The problem: Copy everything in the data below exactly except the pictures.

Provided data:
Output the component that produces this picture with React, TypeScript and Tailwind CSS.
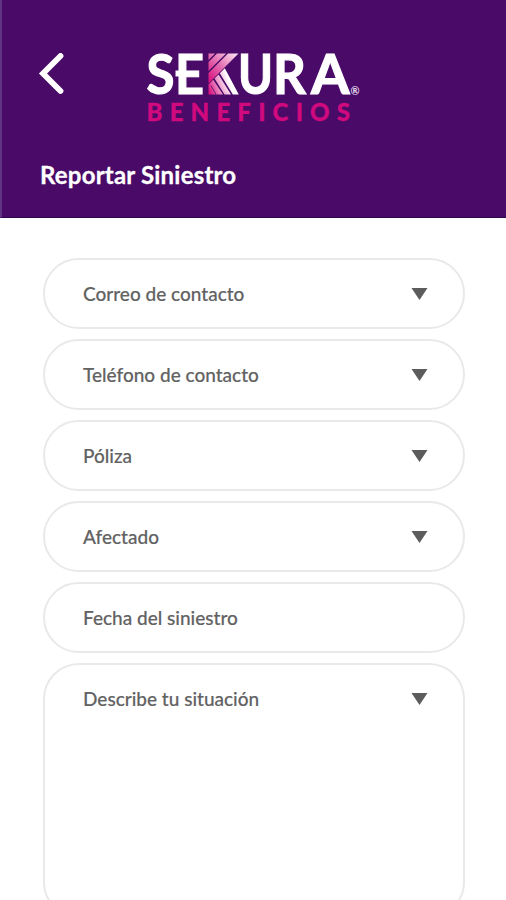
const FONT = "font-[Lato,sans-serif]";

function BackIcon() {
  return (
    <svg className="h-[42px] w-[26px]" viewBox="0 0 26 42" fill="none" stroke="#fff" strokeWidth="5.8" strokeLinecap="round">
      <path d="M22.500 3 5 20.500 22.500 38" strokeLinejoin="miter" />
    </svg>
  );
}

function Logo() {
  return (
    <svg className="h-[80px] w-[220px] overflow-visible" viewBox="144 48 220 80" fontFamily="Lato, sans-serif" fontWeight="700">
      <defs>
        <linearGradient id="upper" gradientUnits="userSpaceOnUse" x1="208" y1="80" x2="236" y2="53">
          <stop offset="0" stopColor="#d9117d" />
          <stop offset="0.45" stopColor="#e366ad" />
          <stop offset="1" stopColor="#fbe3f1" />
        </linearGradient>
        <linearGradient id="lower" gradientUnits="userSpaceOnUse" x1="208" y1="88" x2="229" y2="80">
          <stop offset="0" stopColor="#dc1480" />
          <stop offset="0.5" stopColor="#ee9bcb" />
          <stop offset="1" stopColor="#ffffff" />
        </linearGradient>
      </defs>
      <g fill="#fff" stroke="#fff" strokeWidth="1.2" fontSize="56">
        <text x="146.500" y="93.500" textLength="28" lengthAdjust="spacingAndGlyphs">S</text>
        <text x="175" y="93.700" textLength="29" lengthAdjust="spacingAndGlyphs">E</text>
        <text x="238" y="93.500" textLength="35" lengthAdjust="spacingAndGlyphs">U</text>
        <text x="273" y="93.700" textLength="33" lengthAdjust="spacingAndGlyphs">R</text>
        <text x="311" y="93.700" textLength="38.500" lengthAdjust="spacingAndGlyphs">A</text>
      </g>
      <path d="M175.500 70.500h8v6h-8z" fill="#fff" />
      <path d="M208.500 53.500h6.500l-6.500 6.500zM217 53.500h9l-17.500 17.500v-9zM228 53.500h10.500L208.500 83.500v-10.500z" fill="url(#upper)" />
      <path d="M219.800 73.200l5-5 14 26.300h-6zM214.500 78.500l4-4 12.500 20h-6.500zM208.500 84.500l4.700-4.700 9.800 14.700h-14.500z" fill="url(#lower)" />
      <path d="M216 94.500l-5-9" stroke="#490a68" strokeWidth="0.8" />
      <text x="350.500" y="95" fontSize="11" fontWeight="700" fill="#e3d9ec">®</text>
      <text x="146.500" y="121" fontSize="24" fontWeight="900" fill="#d1097f" stroke="#d1097f" strokeWidth="0.3" textLength="210.5" letterSpacing="7">BENEFICIOS</text>
    </svg>
  );
}

function Field({ label, arrow = true, tall = false }: { label: string; arrow?: boolean; tall?: boolean }) {
  return (
    <div className={`flex w-[422px] shrink-0 items-start justify-between rounded-[36px] border-2 border-[#e9e9e9] bg-white pl-[38px] pr-[35px] ${tall ? "h-[255px]" : "h-[71px]"}`}>
      <span className="mt-[20px] text-[19px] leading-[28px] font-medium text-[#626262] [-webkit-text-stroke:0.15px_#626262]">{label}</span>
      {arrow && (
        <svg className="mt-[28px] h-[13px] w-[17px]" viewBox="0 0 17 13">
          <path d="M.5 0h16L8.500 12z" fill="#5c5c5c" />
        </svg>
      )}
    </div>
  );
}

export default function App() {
  return (
    <main className={`flex h-[900px] w-[506px] flex-col overflow-hidden bg-white ${FONT}`}>
      <header className="h-[218px] shrink-0 border-b border-l-2 border-b-[#2e0650] border-l-[#603585] bg-[#490a68]">
        <div className="flex items-start pt-[48px] pl-[36px]">
          <div className="mt-[5px]"><BackIcon /></div>
          <div className="ml-[80px]"><Logo /></div>
        </div>
        <h1 className="mt-[31px] pl-[38px] text-[24px] leading-[32px] font-bold tracking-[0.2px] text-white [-webkit-text-stroke:0.3px_#fff]">Reportar Siniestro</h1>
      </header>
      <form className="flex flex-col gap-[10px] pt-[40px] pl-[43px]">
        <Field label="Correo de contacto" />
        <Field label="Teléfono de contacto" />
        <Field label="Póliza" />
        <Field label="Afectado" />
        <Field label="Fecha del siniestro" arrow={false} />
        <Field label="Describe tu situación" tall />
      </form>
    </main>
  );
}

Task result:
Output the component that produces this picture with React, TypeScript and Tailwind CSS.
const FONT = "font-[Lato,sans-serif]";

function BackIcon() {
  return (
    <svg className="h-[42px] w-[26px]" viewBox="0 0 26 42" fill="none" stroke="#fff" strokeWidth="5.8" strokeLinecap="round">
      <path d="M22.500 3 5 20.500 22.500 38" strokeLinejoin="miter" />
    </svg>
  );
}

function Logo() {
  return (
    <svg className="h-[80px] w-[220px] overflow-visible" viewBox="144 48 220 80" fontFamily="Lato, sans-serif" fontWeight="700">
      <defs>
        <linearGradient id="upper" gradientUnits="userSpaceOnUse" x1="208" y1="80" x2="236" y2="53">
          <stop offset="0" stopColor="#d9117d" />
          <stop offset="0.45" stopColor="#e366ad" />
          <stop offset="1" stopColor="#fbe3f1" />
        </linearGradient>
        <linearGradient id="lower" gradientUnits="userSpaceOnUse" x1="208" y1="88" x2="229" y2="80">
          <stop offset="0" stopColor="#dc1480" />
          <stop offset="0.5" stopColor="#ee9bcb" />
          <stop offset="1" stopColor="#ffffff" />
        </linearGradient>
      </defs>
      <g fill="#fff" stroke="#fff" strokeWidth="1.2" fontSize="56">
        <text x="146.500" y="93.500" textLength="28" lengthAdjust="spacingAndGlyphs">S</text>
        <text x="175" y="93.700" textLength="29" lengthAdjust="spacingAndGlyphs">E</text>
        <text x="238" y="93.500" textLength="35" lengthAdjust="spacingAndGlyphs">U</text>
        <text x="273" y="93.700" textLength="33" lengthAdjust="spacingAndGlyphs">R</text>
        <text x="311" y="93.700" textLength="38.500" lengthAdjust="spacingAndGlyphs">A</text>
      </g>
      <path d="M175.500 70.500h8v6h-8z" fill="#fff" />
      <path d="M208.500 53.500h6.500l-6.500 6.500zM217 53.500h9l-17.500 17.500v-9zM228 53.500h10.500L208.500 83.500v-10.500z" fill="url(#upper)" />
      <path d="M219.800 73.200l5-5 14 26.300h-6zM214.500 78.500l4-4 12.500 20h-6.500zM208.500 84.500l4.700-4.700 9.800 14.700h-14.500z" fill="url(#lower)" />
      <path d="M216 94.500l-5-9" stroke="#490a68" strokeWidth="0.8" />
      <text x="350.500" y="95" fontSize="11" fontWeight="700" fill="#e3d9ec">®</text>
      <text x="146.500" y="121" fontSize="24" fontWeight="900" fill="#d1097f" stroke="#d1097f" strokeWidth="0.3" textLength="210.5" letterSpacing="7">BENEFICIOS</text>
    </svg>
  );
}

function Field({ label, arrow = true, tall = false }: { label: string; arrow?: boolean; tall?: boolean }) {
  return (
    <div className={`flex w-[422px] shrink-0 items-start justify-between rounded-[36px] border-2 border-[#e9e9e9] bg-white pl-[38px] pr-[35px] ${tall ? "h-[255px]" : "h-[71px]"}`}>
      <span className="mt-[20px] text-[19px] leading-[28px] font-medium text-[#626262] [-webkit-text-stroke:0.15px_#626262]">{label}</span>
      {arrow && (
        <svg className="mt-[28px] h-[13px] w-[17px]" viewBox="0 0 17 13">
          <path d="M.5 0h16L8.500 12z" fill="#5c5c5c" />
        </svg>
      )}
    </div>
  );
}

export default function App() {
  return (
    <main className={`flex h-[900px] w-[506px] flex-col overflow-hidden bg-white ${FONT}`}>
      <header className="h-[218px] shrink-0 border-b border-l-2 border-b-[#2e0650] border-l-[#603585] bg-[#490a68]">
        <div className="flex items-start pt-[48px] pl-[36px]">
          <div className="mt-[5px]"><BackIcon /></div>
          <div className="ml-[80px]"><Logo /></div>
        </div>
        <h1 className="mt-[31px] pl-[38px] text-[24px] leading-[32px] font-bold tracking-[0.2px] text-white [-webkit-text-stroke:0.3px_#fff]">Reportar Siniestro</h1>
      </header>
      <form className="flex flex-col gap-[10px] pt-[40px] pl-[43px]">
        <Field label="Correo de contacto" />
        <Field label="Teléfono de contacto" />
        <Field label="Póliza" />
        <Field label="Afectado" />
        <Field label="Fecha del siniestro" arrow={false} />
        <Field label="Describe tu situación" tall />
      </form>
    </main>
  );
}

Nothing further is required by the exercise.